Most people don’t think about rabies when they get ready to travel, but they should. Rabies is a lethal viral disease caused by a Lyssavirus spread by infected animals’ bites, licks, or scratches. Infection can occur if there’s contact with the saliva of an infected animal. In the United States, rabies virus has been identified in raccoons, bats, skunks, foxes, and coyotes. Many countries in Africa are considered high risk areas for contracting rabies, as are China, India, and some parts of South America. The disease is most often transmitted by rabid dogs.
After an animal infects you, the virus travels to the brain, eventually causing death. There can be an itching sensation where the animal bit you. The early symptoms of rabies in humans include fever, headache, and weakness. Later, anxiety, insomnia, confusion, and partial paralysis might occur. Fear of water, difficulty swallowing,hypersalivation, hallucinations, and agitation are some other symptoms appearing as the diseases progresses.

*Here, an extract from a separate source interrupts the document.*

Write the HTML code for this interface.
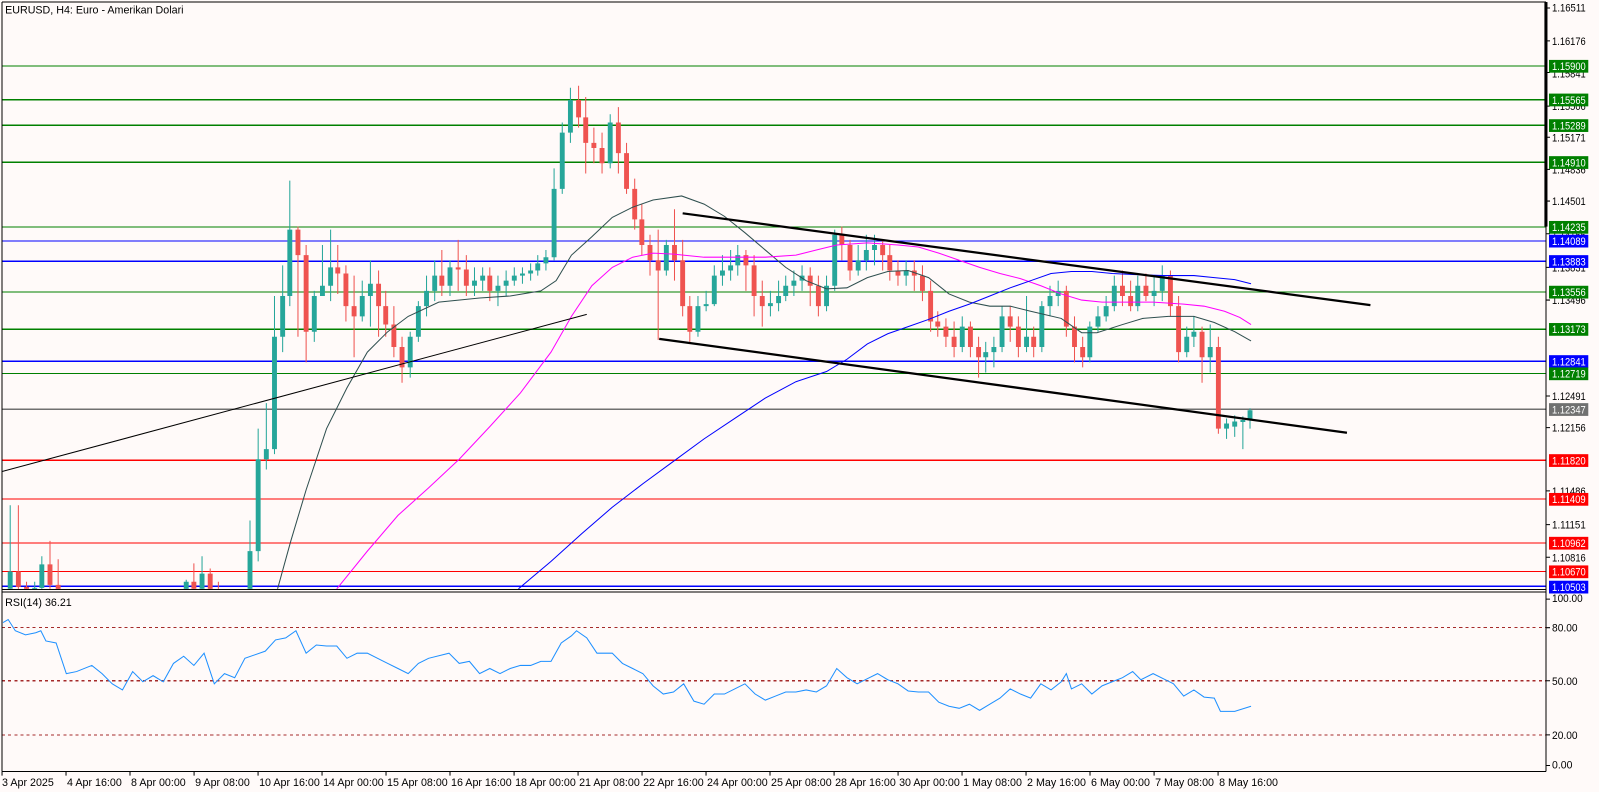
<!DOCTYPE html>
<html><head><meta charset="utf-8"><style>
html,body{margin:0;padding:0;background:#FFFAF9;overflow:hidden}
svg{display:block}
text{font-family:"Liberation Sans",sans-serif;font-size:10.5px;fill:#000}
.lb{fill:#fff}
</style></head><body>
<svg width="1599" height="792" viewBox="0 0 1567 776" preserveAspectRatio="none" xmlns="http://www.w3.org/2000/svg">
<defs><clipPath id="cm"><rect x="2" y="2" width="1513" height="575"/></clipPath>
<clipPath id="cr"><rect x="2" y="580" width="1513" height="176"/></clipPath></defs>
<rect width="1567" height="776" fill="#FFFAF9"/>
<g stroke-width="1.2" shape-rendering="crispEdges">
<line x1="2" x2="1515" y1="64.7" y2="64.7" stroke="#008000"/>
<line x1="2" x2="1515" y1="97.7" y2="97.7" stroke="#008000"/>
<line x1="2" x2="1515" y1="122.8" y2="122.8" stroke="#008000"/>
<line x1="2" x2="1515" y1="159" y2="159" stroke="#008000"/>
<line x1="2" x2="1515" y1="222.5" y2="222.5" stroke="#008000"/>
<line x1="2" x2="1515" y1="236" y2="236" stroke="#0000ff"/>
<line x1="2" x2="1515" y1="256" y2="256" stroke="#0000ff"/>
<line x1="2" x2="1515" y1="286" y2="286" stroke="#008000"/>
<line x1="2" x2="1515" y1="322.5" y2="322.5" stroke="#008000"/>
<line x1="2" x2="1515" y1="354" y2="354" stroke="#0000ff"/>
<line x1="2" x2="1515" y1="366" y2="366" stroke="#008000"/>
<line x1="2" x2="1515" y1="401" y2="401" stroke="#707070"/>
<line x1="2" x2="1515" y1="451" y2="451" stroke="#ff0000"/>
<line x1="2" x2="1515" y1="489" y2="489" stroke="#ff0000"/>
<line x1="2" x2="1515" y1="532" y2="532" stroke="#ff0000"/>
<line x1="2" x2="1515" y1="560" y2="560" stroke="#ff0000"/>
<line x1="2" x2="1515" y1="574.5" y2="574.5" stroke="#0000ff"/>
</g>
<g clip-path="url(#cm)">
<path fill="none" stroke="#26A69A" stroke-width="1" d="M10 495V577M34 570V585M41 545V580M182.5 568V600M198 545V580M245 510V600M253 420V550M261 395V460M269 290V445M277 260V345M284 177V300M308 285V335M316 240V290M324 225V295M355 275V315M363 255V320M402 325V370M410 295V335M418 270V310M426 255V295M441 255V290M465 262V290M473 262V285M488 270V300M496 265V290M504 262V280M512 262V278M520 258V275M527 250V270M535 245V265M543 165V255M551 120V190M559 86V140M598 112V165M653 235V270M684 290V330M692 285V305M700 260V300M708 250V280M716 245V275M723 240V270M755 285V310M763 275V305M770 270V295M778 265V290M786 260V285M810 270V305M818 225V285M841 240V270M849 230V265M857 230V260M888 255V280M943 310V345M966 335V365M974 330V360M982 300V345M1006 290V345M1021 295V345M1029 280V310M1037 275V300M1068 315V355M1076 300V325M1084 290V315M1092 270V305M1115 270V305M1131 270V300M1139 260V295M1163 320V350M1170 310V340M1186 318V365M1202 410V430M1210 407V428M1218 408V440M1225 400V420"/>
<path fill="#26A69A" d="M7.6 560h4.8V577h-4.8zM31.6 576h4.8V583h-4.8zM38.6 553h4.8V576h-4.8zM180.1 570h4.8V600h-4.8zM195.6 562h4.8V577h-4.8zM242.6 540h4.8V600h-4.8zM250.6 450h4.8V540h-4.8zM258.6 440h4.8V450h-4.8zM266.6 330h4.8V440h-4.8zM274.6 290h4.8V330h-4.8zM281.6 225h4.8V290h-4.8zM305.6 290h4.8V325h-4.8zM313.6 280h4.8V290h-4.8zM321.6 262h4.8V280h-4.8zM352.6 290h4.8V310h-4.8zM360.6 278h4.8V290h-4.8zM399.6 330h4.8V360h-4.8zM407.6 300h4.8V330h-4.8zM415.6 285h4.8V300h-4.8zM423.6 270h4.8V285h-4.8zM438.6 262h4.8V280h-4.8zM462.6 275h4.8V280h-4.8zM470.6 270h4.8V275h-4.8zM485.6 280h4.8V285h-4.8zM493.6 275h4.8V280h-4.8zM501.6 270h4.8V275h-4.8zM509.6 268h4.8V270h-4.8zM517.6 265h4.8V268h-4.8zM524.6 258h4.8V265h-4.8zM532.6 252h4.8V258h-4.8zM540.6 185h4.8V252h-4.8zM548.6 130h4.8V185h-4.8zM556.6 98h4.8V130h-4.8zM595.6 120h4.8V160h-4.8zM650.6 240h4.8V265h-4.8zM681.6 300h4.8V325h-4.8zM689.6 298h4.8V300h-4.8zM697.6 270h4.8V298h-4.8zM705.6 265h4.8V270h-4.8zM713.6 260h4.8V265h-4.8zM720.6 250h4.8V260h-4.8zM752.6 297h4.8V300h-4.8zM760.6 290h4.8V297h-4.8zM767.6 280h4.8V290h-4.8zM775.6 275h4.8V280h-4.8zM783.6 270h4.8V275h-4.8zM807.6 280h4.8V300h-4.8zM815.6 230h4.8V280h-4.8zM838.6 255h4.8V265h-4.8zM846.6 245h4.8V255h-4.8zM854.6 240h4.8V245h-4.8zM885.6 265h4.8V270h-4.8zM940.6 320h4.8V340h-4.8zM963.6 345h4.8V350h-4.8zM971.6 340h4.8V345h-4.8zM979.6 310h4.8V340h-4.8zM1003.6 330h4.8V340h-4.8zM1018.6 300h4.8V340h-4.8zM1026.6 290h4.8V300h-4.8zM1034.6 285h4.8V290h-4.8zM1065.6 320h4.8V350h-4.8zM1073.6 310h4.8V320h-4.8zM1081.6 300h4.8V310h-4.8zM1089.6 280h4.8V300h-4.8zM1112.6 280h4.8V300h-4.8zM1128.6 285h4.8V290h-4.8zM1136.6 270h4.8V285h-4.8zM1160.6 330h4.8V345h-4.8zM1167.6 325h4.8V330h-4.8zM1183.6 340h4.8V350h-4.8zM1199.6 415h4.8V420h-4.8zM1207.6 413h4.8V418h-4.8zM1215.6 411.5h4.8V413.5h-4.8zM1222.6 402h4.8V412h-4.8z"/>
<path fill="none" stroke="#EF5350" stroke-width="1" d="M18 495V578M26 570V585M49 530V577M57 548V600M190 552V580M206 557V580M214 570V600M292 222V330M300 240V355M331 240V288M339 260V315M347 270V350M371 265V330M378 285V330M386 300V350M394 330V375M433 245V290M449 235V285M457 250V290M480 262V295M567 84V125M574 95V170M582 125V160M590 130V170M606 105V170M614 140V190M622 175V225M629 200V250M637 230V270M645 225V333M661 205V275M669 235V310M676 290V335M731 245V285M739 250V310M747 275V320M794 262V300M802 270V310M825 222V255M833 235V275M865 235V265M872 240V275M880 255V280M896 255V285M904 260V295M912 275V325M919 305V330M927 312V340M935 315V350M951 315V350M959 330V370M990 300V335M998 310V350M1013 320V350M1045 280V330M1053 310V355M1061 330V360M1100 265V300M1108 275V305M1123 268V295M1147 265V310M1155 290V355M1178 320V375M1194 330V425"/>
<path fill="#EF5350" d="M15.6 560h4.8V575h-4.8zM23.6 575h4.8V583h-4.8zM46.6 553h4.8V573h-4.8zM54.6 573h4.8V593h-4.8zM187.6 570h4.8V577h-4.8zM203.6 562h4.8V578h-4.8zM211.6 580h4.8V600h-4.8zM289.6 225h4.8V250h-4.8zM297.6 250h4.8V325h-4.8zM328.6 262h4.8V268h-4.8zM336.6 268h4.8V300h-4.8zM344.6 300h4.8V310h-4.8zM368.6 278h4.8V300h-4.8zM375.6 300h4.8V318h-4.8zM383.6 318h4.8V340h-4.8zM391.6 340h4.8V360h-4.8zM430.6 270h4.8V280h-4.8zM446.6 262h4.8V264h-4.8zM454.6 264h4.8V280h-4.8zM477.6 270h4.8V285h-4.8zM564.6 98h4.8V115h-4.8zM571.6 115h4.8V140h-4.8zM579.6 140h4.8V145h-4.8zM587.6 145h4.8V160h-4.8zM603.6 120h4.8V150h-4.8zM611.6 150h4.8V185h-4.8zM619.6 185h4.8V215h-4.8zM626.6 215h4.8V240h-4.8zM634.6 240h4.8V255h-4.8zM642.6 255h4.8V265h-4.8zM658.6 240h4.8V255h-4.8zM666.6 255h4.8V300h-4.8zM673.6 300h4.8V325h-4.8zM728.6 250h4.8V260h-4.8zM736.6 260h4.8V290h-4.8zM744.6 290h4.8V300h-4.8zM791.6 270h4.8V280h-4.8zM799.6 280h4.8V300h-4.8zM822.6 230h4.8V240h-4.8zM830.6 240h4.8V265h-4.8zM862.6 240h4.8V250h-4.8zM869.6 250h4.8V265h-4.8zM877.6 265h4.8V270h-4.8zM893.6 265h4.8V270h-4.8zM901.6 270h4.8V285h-4.8zM909.6 285h4.8V315h-4.8zM916.6 315h4.8V320h-4.8zM924.6 320h4.8V330h-4.8zM932.6 330h4.8V340h-4.8zM948.6 320h4.8V340h-4.8zM956.6 340h4.8V350h-4.8zM987.6 310h4.8V320h-4.8zM995.6 320h4.8V340h-4.8zM1010.6 330h4.8V340h-4.8zM1042.6 285h4.8V320h-4.8zM1050.6 320h4.8V340h-4.8zM1058.6 340h4.8V350h-4.8zM1097.6 280h4.8V290h-4.8zM1105.6 290h4.8V300h-4.8zM1120.6 280h4.8V290h-4.8zM1144.6 270h4.8V300h-4.8zM1152.6 300h4.8V345h-4.8zM1175.6 325h4.8V350h-4.8zM1191.6 340h4.8V420h-4.8z"/>
</g>
<g clip-path="url(#cm)" fill="none">
<polyline stroke="#2F4F4F" stroke-width="1" points="272,577 285,530 300,480 320,420 340,380 360,345 380,325 400,310 430,296 470,292 500,290 530,285 545,275 560,250 580,232 600,213 620,203 640,196 668,192 690,200 710,212 730,228 750,245 770,262 790,275 810,283 830,282 850,272 870,266 890,265 910,272 930,288 950,296 970,300 990,300 1010,305 1040,312 1060,326 1075,326 1100,318 1120,312 1145,310 1170,310 1190,316 1210,325 1226,334"/>
<polyline stroke="#FF00FF" stroke-width="1" points="330,577 360,540 390,505 420,478 450,450 480,418 510,385 540,345 560,310 580,280 600,262 620,252 640,248 660,249 690,252 720,252 750,252 780,250 800,245 820,240 850,238 880,240 900,242 920,248 940,255 960,262 980,268 1000,273 1020,280 1040,288 1060,294 1080,296 1100,296 1130,296 1160,298 1180,300 1200,305 1215,311 1226,318"/>
<polyline stroke="#0000FF" stroke-width="1" points="508,577 540,550 570,523 600,497 630,474 660,452 690,430 720,410 750,390 780,374 810,364 830,352 850,337 870,327 890,320 910,313 930,305 950,298 970,290 990,282 1010,275 1030,268 1050,266 1070,266 1090,268 1110,269 1140,270 1170,270 1190,272 1210,274 1226,278"/>
<line x1="2" y1="462" x2="575" y2="308" stroke="#000" stroke-width="1"/>
<line x1="669" y1="209" x2="1343" y2="299" stroke="#000" stroke-width="2.2"/>
<line x1="646" y1="332" x2="1320" y2="424" stroke="#000" stroke-width="2.2"/>
</g>
<g stroke="#A52A2A" stroke-width="1" stroke-dasharray="3,3" shape-rendering="crispEdges">
<line x1="2" x2="1515" y1="615" y2="615"/><line x1="2" x2="1515" y1="667" y2="667"/><line x1="2" x2="1515" y1="720" y2="720"/>
</g>
<polyline clip-path="url(#cr)" fill="none" stroke="#1E90FF" stroke-width="1" points="3,610 8,607 15,618 25,622 35,620 40,618 45,628 55,630 65,660 75,658 90,652 100,660 110,670 120,676 130,658 140,668 150,662 160,668 170,650 180,643 190,652 200,640 210,670 220,660 230,664 240,645 260,638 270,627 280,625 290,618 300,640 310,632 320,633 330,633 340,645 350,640 360,640 370,645 380,650 390,655 400,660 410,650 420,645 440,640 450,650 460,648 470,660 480,655 490,660 500,655 510,652 520,652 530,648 540,648 550,630 560,623 565,618 575,625 585,640 600,640 610,650 620,655 630,660 640,672 650,680 660,678 670,670 680,687 690,690 700,680 710,680 720,675 730,670 740,680 750,686 760,682 770,678 780,678 790,676 800,678 810,672 820,655 830,664 840,670 850,665 860,660 870,666 880,670 890,677 900,678 910,678 920,688 930,692 940,694 950,690 960,696 970,690 980,684 990,675 1000,680 1010,684 1020,670 1030,676 1040,668 1045,660 1050,675 1060,670 1070,680 1080,672 1090,668 1100,664 1110,658 1118,666 1130,660 1140,665 1150,670 1160,682 1170,676 1180,683 1190,684 1196,697 1210,697 1226,692"/>
<g fill="none" stroke="#000" stroke-width="1" shape-rendering="crispEdges">
<line x1="2" y1="2" x2="1515" y2="2"/>
<line x1="2" y1="2" x2="2" y2="756"/>
<line x1="1515" y1="2" x2="1515" y2="756"/>
<line x1="2" y1="577.5" x2="1515" y2="577.5"/>
<line x1="2" y1="580" x2="1515" y2="580"/>
<line x1="2" y1="756" x2="1515" y2="756"/>
</g>
<rect x="1513.5" y="2" width="3" height="220" fill="#000"/>
<text x="5" y="13">EURUSD, H4:  Euro - Amerikan Dolari</text>
<text x="5" y="594">RSI(14) 36.21</text>
<path stroke="#000" stroke-width="1" d="M1515 7.8h4M1515 40h4M1515 71h4M1515 104h4M1515 134.5h4M1515 166h4M1515 197h4M1515 229h4M1515 262h4M1515 294h4M1515 388h4M1515 419h4M1515 481h4M1515 514h4M1515 546h4M1515 587h4M1515 615h4M1515 667h4M1515 720h4M1515 750h4"/>
<g>
<text x="1521" y="11.5" textLength="33" lengthAdjust="spacingAndGlyphs">1.16511</text>
<text x="1521" y="44" textLength="33" lengthAdjust="spacingAndGlyphs">1.16176</text>
<text x="1521" y="76" textLength="33" lengthAdjust="spacingAndGlyphs">1.15841</text>
<text x="1521" y="108" textLength="33" lengthAdjust="spacingAndGlyphs">1.15506</text>
<text x="1521" y="138.5" textLength="33" lengthAdjust="spacingAndGlyphs">1.15171</text>
<text x="1521" y="170" textLength="33" lengthAdjust="spacingAndGlyphs">1.14836</text>
<text x="1521" y="201" textLength="33" lengthAdjust="spacingAndGlyphs">1.14501</text>
<text x="1521" y="234" textLength="33" lengthAdjust="spacingAndGlyphs">1.14166</text>
<text x="1521" y="266" textLength="33" lengthAdjust="spacingAndGlyphs">1.13831</text>
<text x="1521" y="298" textLength="33" lengthAdjust="spacingAndGlyphs">1.13496</text>
<text x="1521" y="392" textLength="33" lengthAdjust="spacingAndGlyphs">1.12491</text>
<text x="1521" y="423" textLength="33" lengthAdjust="spacingAndGlyphs">1.12156</text>
<text x="1521" y="485" textLength="33" lengthAdjust="spacingAndGlyphs">1.11486</text>
<text x="1521" y="518" textLength="33" lengthAdjust="spacingAndGlyphs">1.11151</text>
<text x="1521" y="550" textLength="33" lengthAdjust="spacingAndGlyphs">1.10816</text>
<text x="1521" y="590" textLength="30" lengthAdjust="spacingAndGlyphs">100.00</text>
<text x="1521" y="619" textLength="25" lengthAdjust="spacingAndGlyphs">80.00</text>
<text x="1521" y="671" textLength="25" lengthAdjust="spacingAndGlyphs">50.00</text>
<text x="1521" y="724" textLength="25" lengthAdjust="spacingAndGlyphs">20.00</text>
<text x="1521" y="753" textLength="20" lengthAdjust="spacingAndGlyphs">0.00</text>
</g>
<g>
<rect x="1518" y="58.7" width="38.5" height="12.5" fill="#008000"/><text class="lb" x="1521" y="68.7" textLength="33" lengthAdjust="spacingAndGlyphs">1.15900</text>
<rect x="1518" y="91.7" width="38.5" height="12.5" fill="#008000"/><text class="lb" x="1521" y="101.7" textLength="33" lengthAdjust="spacingAndGlyphs">1.15565</text>
<rect x="1518" y="116.8" width="38.5" height="12.5" fill="#008000"/><text class="lb" x="1521" y="126.8" textLength="33" lengthAdjust="spacingAndGlyphs">1.15289</text>
<rect x="1518" y="153" width="38.5" height="12.5" fill="#008000"/><text class="lb" x="1521" y="163" textLength="33" lengthAdjust="spacingAndGlyphs">1.14910</text>
<rect x="1518" y="216.5" width="38.5" height="12.5" fill="#008000"/><text class="lb" x="1521" y="226.5" textLength="33" lengthAdjust="spacingAndGlyphs">1.14235</text>
<rect x="1518" y="230" width="38.5" height="12.5" fill="#0000ff"/><text class="lb" x="1521" y="240" textLength="33" lengthAdjust="spacingAndGlyphs">1.14089</text>
<rect x="1518" y="250" width="38.5" height="12.5" fill="#0000ff"/><text class="lb" x="1521" y="260" textLength="33" lengthAdjust="spacingAndGlyphs">1.13883</text>
<rect x="1518" y="280" width="38.5" height="12.5" fill="#008000"/><text class="lb" x="1521" y="290" textLength="33" lengthAdjust="spacingAndGlyphs">1.13556</text>
<rect x="1518" y="316.5" width="38.5" height="12.5" fill="#008000"/><text class="lb" x="1521" y="326.5" textLength="33" lengthAdjust="spacingAndGlyphs">1.13173</text>
<rect x="1518" y="348" width="38.5" height="12.5" fill="#0000ff"/><text class="lb" x="1521" y="358" textLength="33" lengthAdjust="spacingAndGlyphs">1.12841</text>
<rect x="1518" y="360" width="38.5" height="12.5" fill="#008000"/><text class="lb" x="1521" y="370" textLength="33" lengthAdjust="spacingAndGlyphs">1.12719</text>
<rect x="1518" y="395" width="38.5" height="12.5" fill="#707070"/><text class="lb" x="1521" y="405" textLength="33" lengthAdjust="spacingAndGlyphs">1.12347</text>
<rect x="1518" y="445" width="38.5" height="12.5" fill="#ff0000"/><text class="lb" x="1521" y="455" textLength="33" lengthAdjust="spacingAndGlyphs">1.11820</text>
<rect x="1518" y="483" width="38.5" height="12.5" fill="#ff0000"/><text class="lb" x="1521" y="493" textLength="33" lengthAdjust="spacingAndGlyphs">1.11409</text>
<rect x="1518" y="526" width="38.5" height="12.5" fill="#ff0000"/><text class="lb" x="1521" y="536" textLength="33" lengthAdjust="spacingAndGlyphs">1.10962</text>
<rect x="1518" y="554" width="38.5" height="12.5" fill="#ff0000"/><text class="lb" x="1521" y="564" textLength="33" lengthAdjust="spacingAndGlyphs">1.10670</text>
<rect x="1518" y="569" width="38.5" height="12.5" fill="#0000ff"/><text class="lb" x="1521" y="579" textLength="33" lengthAdjust="spacingAndGlyphs">1.10503</text>
</g>
<path stroke="#000" stroke-width="1" d="M2 756v4M64.7 756v4M127.4 756v4M190.2 756v4M252.9 756v4M315.6 756v4M378.3 756v4M441 756v4M503.8 756v4M566.5 756v4M629.2 756v4M691.9 756v4M754.6 756v4M817.4 756v4M880.1 756v4M942.8 756v4M1005.5 756v4M1068.2 756v4M1131 756v4M1193.7 756v4"/>
<g>
<text x="2" y="770">3 Apr 2025</text>
<text x="65.7" y="770">4 Apr 16:00</text>
<text x="128.4" y="770">8 Apr 00:00</text>
<text x="191.2" y="770">9 Apr 08:00</text>
<text x="253.9" y="770">10 Apr 16:00</text>
<text x="316.6" y="770">14 Apr 00:00</text>
<text x="379.3" y="770">15 Apr 08:00</text>
<text x="442" y="770">16 Apr 16:00</text>
<text x="504.8" y="770">18 Apr 00:00</text>
<text x="567.5" y="770">21 Apr 08:00</text>
<text x="630.2" y="770">22 Apr 16:00</text>
<text x="692.9" y="770">24 Apr 00:00</text>
<text x="755.6" y="770">25 Apr 08:00</text>
<text x="818.4" y="770">28 Apr 16:00</text>
<text x="881.1" y="770">30 Apr 00:00</text>
<text x="943.8" y="770">1 May 08:00</text>
<text x="1006.5" y="770">2 May 16:00</text>
<text x="1069.2" y="770">6 May 00:00</text>
<text x="1132" y="770">7 May 08:00</text>
<text x="1194.7" y="770">8 May 16:00</text>
</g>
</svg>
</body></html>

Death usually occurs within 7 to 14 days of the appearance of these symptoms.
The best preventative measures are a pre-exposure vaccine, and avoidance of possibly infected animals such as dogs and bats in high risk countries. The vaccine must be administered at least one month before travel to a high risk area. If you will be in high risk areas, have contact with wild animals, or be in a place where access to medical care is hard to get, then you should consider a vaccine. Consider vaccinating children because they might not understand the need to avoid potentially infected animals.
AVOID all contact with animals in high risk countries, avoid caves (where bats are numerous), and TEACH YOUR CHILDREN to do the same. BE VERY DILIGENT that your children avoid contact with animals.
Even if you get a vaccine, you MUST obtain treatment if you are bitten by a rabid animal. If you are bitten by an animal, or have had some type of contact with one, wash wounds immediately with soap and water.THOROUGH cleaningof the wound has been shown to lower the risk of infection in animal studies.Go to your doctor eight after that, and she/he will decide what the best post-exposure vaccination protocol is. The CDC states that “rabies immune globulin and the first dose of rabies vaccine should be given by your health care provider as soon as possible after exposure. Additional doses or rabies vaccine should be given on days 3, 7, and 14 after the first vaccination. Current vaccines are relatively painless and are given in your arm.Adverse reactions to rabies vaccine and immune globulin are not common.” If you are vaccinated, the vaccine can’t infect others. You must follow the vaccination schedule exactly as prescribed. Mild local reactions to the vaccine can occur.
You must receive post-exposure vaccine AS SOON AS POSSIBLE AFTER BEING BITTEN. Because rabies is lethal, and treatment might be very hard to obtain in a foreign country, you should seriously consider getting vaccinated before you travel.